Subjugo

14/5/2019

Tudo o que acontece, acontece. Nem tudo que acontece é. Mas tudo que acontece está. E o estado de permanência é algo que nem sempre podemos lidar dentro do estado de ser. Shirley não escolhia permanecer e o estado de ser era algo que a fazia muito improvável. Porém, a escolha pela maternidade foi compulsória. Assim como seu amor por Edgar foi compulsório, até o seu acidente, aquele dia que o transformou em uma carcaça.

- Vamos Gabriela, ver o papai. – todos os dias elas passavam no hospital para visitar o pai que vivia com o auxílio de aparelhos. Estavam assim desde que se lembrava de e a garotinha já tinha cinco anos. Ela descobriu a gravidez horas antes de descobrir o estado de vida do parceiro… Never more.

Como Shirley era enfermeira, deixava Gabriela na creche do hospital e lá passava seus dias em um estado de vigilância, lidando com tudo aquilo como quem não lida. A garotinha era comum, como se espera, e almoçava em família todos os dias. Neste dia em que localizamos nossa narrativa encontramos uma incongruência e altera-se a rotina. Gabriela não consegue mais comer, pois seus dentes doem.
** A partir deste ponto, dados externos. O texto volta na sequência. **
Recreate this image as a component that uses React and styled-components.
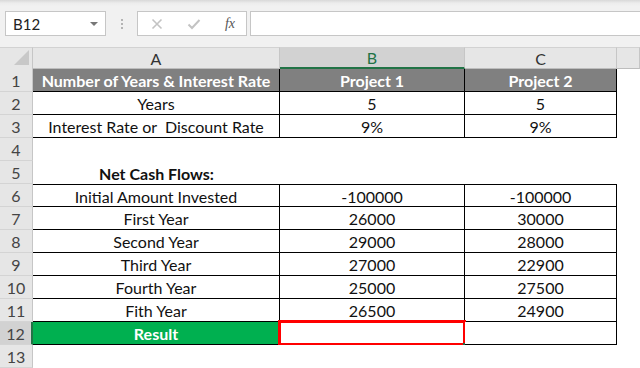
import React from 'react';
import styled, { createGlobalStyle } from 'styled-components';

const GlobalStyle = createGlobalStyle`
  html, body {
    margin: 0;
    padding: 0;
    background: #ffffff;
  }
  body {
    font-family: Lato, "Liberation Sans", sans-serif;
  }
`;

const rows = [
  { n: 1, kind: 'title', cells: ['Number of Years & Interest Rate', 'Project 1', 'Project 2'] },
  { n: 2, kind: 'box', cells: ['Years', '5', '5'] },
  { n: 3, kind: 'box', cells: ['Interest Rate or  Discount Rate', '9%', '9%'] },
  { n: 4, kind: 'blank', cells: ['', '', ''] },
  { n: 5, kind: 'label', cells: ['Net Cash Flows:', '', ''] },
  { n: 6, kind: 'box', top: true, cells: ['Initial Amount Invested', '-100000', '-100000'] },
  { n: 7, kind: 'box', cells: ['First Year', '26000', '30000'] },
  { n: 8, kind: 'box', cells: ['Second Year', '29000', '28000'] },
  { n: 9, kind: 'box', cells: ['Third Year', '27000', '22900'] },
  { n: 10, kind: 'box', cells: ['Fourth Year', '25000', '27500'] },
  { n: 11, kind: 'box', cells: ['Fith Year', '26500', '24900'] },
  { n: 12, kind: 'result', cells: ['Result', '', ''] },
  { n: 13, kind: 'blank', cells: ['', '', ''] },
];

const columns = ['A', 'B', 'C', ''];

const App = () => {
  return (
    <>
      <GlobalStyle />
      <Window>
        <FormulaBar>
          <NameBox>
            <span>B12</span>
            <DropArrow />
          </NameBox>
          <Grip>
            <i />
            <i />
            <i />
          </Grip>
          <FnBox>
            <svg width="12" height="12" viewBox="0 0 12 12">
              <path d="M1.5 1.5 L10.5 10.5 M10.5 1.5 L1.5 10.5" stroke="#c3c3c3" strokeWidth="1.6" fill="none" />
            </svg>
            <svg width="14" height="12" viewBox="0 0 14 12">
              <path d="M1.5 6.5 L5 10 L12.5 2" stroke="#c3c3c3" strokeWidth="2" fill="none" />
            </svg>
            <Fx>fx</Fx>
          </FnBox>
          <FormulaInput />
        </FormulaBar>

        <Sheet>
          <Corner>
            <svg width="16" height="16" viewBox="0 0 16 16">
              <polygon points="0,15 15,15 15,0" fill="#c8c8c8" />
            </svg>
          </Corner>
          {columns.map((c, i) => (
            <ColHead key={i} $active={c === 'B'}>{c}</ColHead>
          ))}

          {rows.map((row) => (
            <React.Fragment key={row.n}>
              <RowHead $active={row.n === 12}>{row.n}</RowHead>
              {row.cells.map((text, ci) => {
                const boxed = row.kind === 'title' || row.kind === 'box' || row.kind === 'result';
                const isSelected = row.n === 12 && ci === 1;
                const isResult = row.kind === 'result' && ci === 0;
                return (
                  <Cell
                    key={ci}
                    $boxed={boxed}
                    $top={row.top}
                    $bold={row.kind === 'title' || row.kind === 'label' || isResult}
                    $fill={row.kind === 'title' ? '#808080' : isResult ? '#00b050' : '#ffffff'}
                    $color={row.kind === 'title' || isResult ? '#ffffff' : '#111111'}
                  >
                    {text}
                    {isSelected && (
                      <Selection>
                        <Handle />
                      </Selection>
                    )}
                  </Cell>
                );
              })}
              <Cell $fill="#ffffff" />
            </React.Fragment>
          ))}
        </Sheet>
      </Window>
    </>
  );
};

const Window = styled.div`
  width: 640px;
  height: 368px;
  overflow: hidden;
  display: flex;
  flex-direction: column;
  background: #f1f1f1;
`;

const FormulaBar = styled.div`
  height: 47px;
  box-sizing: border-box;
  padding: 11px 0 0 5px;
  display: flex;
  align-items: flex-start;
  background: linear-gradient(#d8d8d8 0px, #ececec 3px, #f1f1f1 6px);
`;

const NameBox = styled.div`
  width: 101px;
  height: 25px;
  box-sizing: border-box;
  border: 1px solid #c6c6c6;
  background: #ffffff;
  display: flex;
  align-items: center;
  justify-content: space-between;
  padding: 0 7px 0 7px;
  font-size: 15px;
  color: #222222;
`;

const DropArrow = styled.span`
  width: 0;
  height: 0;
  border-left: 4px solid transparent;
  border-right: 4px solid transparent;
  border-top: 4px solid #777777;
  margin-top: 1px;
`;

const Grip = styled.div`
  width: 31px;
  height: 25px;
  display: flex;
  flex-direction: column;
  align-items: center;
  justify-content: center;
  gap: 2px;

  i {
    display: block;
    width: 2px;
    height: 2px;
    background: #b4b4b4;
  }
`;

const FnBox = styled.div`
  width: 110px;
  height: 25px;
  box-sizing: border-box;
  border: 1px solid #c6c6c6;
  background: #ffffff;
  display: flex;
  align-items: center;
  justify-content: space-between;
  padding: 0 11px 0 13px;
`;

const Fx = styled.span`
  font-family: "Liberation Serif", serif;
  font-style: italic;
  font-size: 14px;
  color: #555555;
`;

const FormulaInput = styled.div`
  flex: 1;
  height: 25px;
  margin-left: 3px;
  box-sizing: border-box;
  border: 1px solid #c6c6c6;
  border-right: none;
  background: #ffffff;
`;

const Sheet = styled.div`
  display: grid;
  grid-template-columns: 33px 247px 185px 152px 1fr;
  grid-template-rows: 22px repeat(13, 23px);
  background: #ffffff;
`;

const Corner = styled.div`
  background: #e6e6e6;
  border-top: 1px solid #d2d2d2;
  border-right: 1px solid #c6c6c6;
  box-sizing: border-box;
  display: flex;
  align-items: flex-end;
  justify-content: flex-end;
  padding: 0 2px 3px 0;
`;

const ColHead = styled.div`
  box-sizing: border-box;
  background: ${(p) => (p.$active ? '#d2d2d2' : '#e6e6e6')};
  color: ${(p) => (p.$active ? '#217346' : '#333333')};
  border-top: 1px solid #d2d2d2;
  border-right: 1px solid #c6c6c6;
  border-bottom: ${(p) => (p.$active ? '2px solid #217346' : '1px solid #bdbdbd')};
  display: flex;
  align-items: center;
  justify-content: center;
  font-size: 16px;
`;

const RowHead = styled.div`
  box-sizing: border-box;
  background: ${(p) => (p.$active ? '#d2d2d2' : '#e6e6e6')};
  color: #444444;
  border-bottom: 1px solid #d4d4d4;
  border-right: ${(p) => (p.$active ? '2px solid #217346' : '1px solid #c6c6c6')};
  display: flex;
  align-items: center;
  justify-content: center;
  font-size: 16px;
`;

const Cell = styled.div`
  position: relative;
  box-sizing: border-box;
  background: ${(p) => p.$fill};
  color: ${(p) => p.$color};
  font-weight: ${(p) => (p.$bold ? 700 : 400)};
  font-size: 16px;
  white-space: pre;
  display: flex;
  align-items: center;
  justify-content: center;
  padding-top: 1px;
  border-right: ${(p) => (p.$boxed ? '1px solid #000000' : 'none')};
  border-bottom: ${(p) => (p.$boxed ? '1px solid #000000' : 'none')};
  border-top: ${(p) => (p.$top ? '1px solid #000000' : 'none')};
`;

const Selection = styled.div`
  position: absolute;
  top: -2px;
  left: -2px;
  right: -2px;
  bottom: -2px;
  border: 3px solid #ff0000;
  pointer-events: none;
`;

const Handle = styled.span`
  position: absolute;
  right: -3px;
  bottom: -3px;
  width: 3px;
  height: 3px;
  background: #217346;
`;

export default App;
Com o passar do tempo o estado da boca de Gabriela foi piorando, e Shirley a levou ao raio-x, e descobriram que ela tinha uma doença rara, segundo o diagnóstico, ela tinha um odontoma. Resolver-se-ia com uma operação. Não resolveu. Nem com duas.

Gabriela operava sempre, e passou a ter diversos problemas de saúde. Foi estudada e o estado dela foi chamado por outro nome. Bem, não vem ao caso. Shirley a acompanhava compulsoriamente, e se agarrava à garotinha. Aos 6 anos, Gabriela já havia operado mais de sete vezes.

Shirley não chorava mais. Passou a ter noites virando a noite no hospital com Edgar e Gabriela, passava as horas com a garotinha ao colo cantando e acariciando-a e ao marido. Depois ia trabalhar no dia seguinte, sem qualquer resquício de cansaço ou depressão. Shirley era um exemplo de mulher.

Um dia, Nilza estava fazendo a limpeza daquele andar, e era seu primeiro dia naquele hospital. Horário noturno, esperava ter paz e silêncio. Havia um cheiro de hálito abafado no ar ao qual ela não entendia, e ao chegar ao quarto duzentos e dezessete encontrou em vez de Shirley, Gabriela e Edgar uma composição de dentes de leite que cresceram como pequenos cogumelos em um tronco de árvore, com forma de gente em estado estático.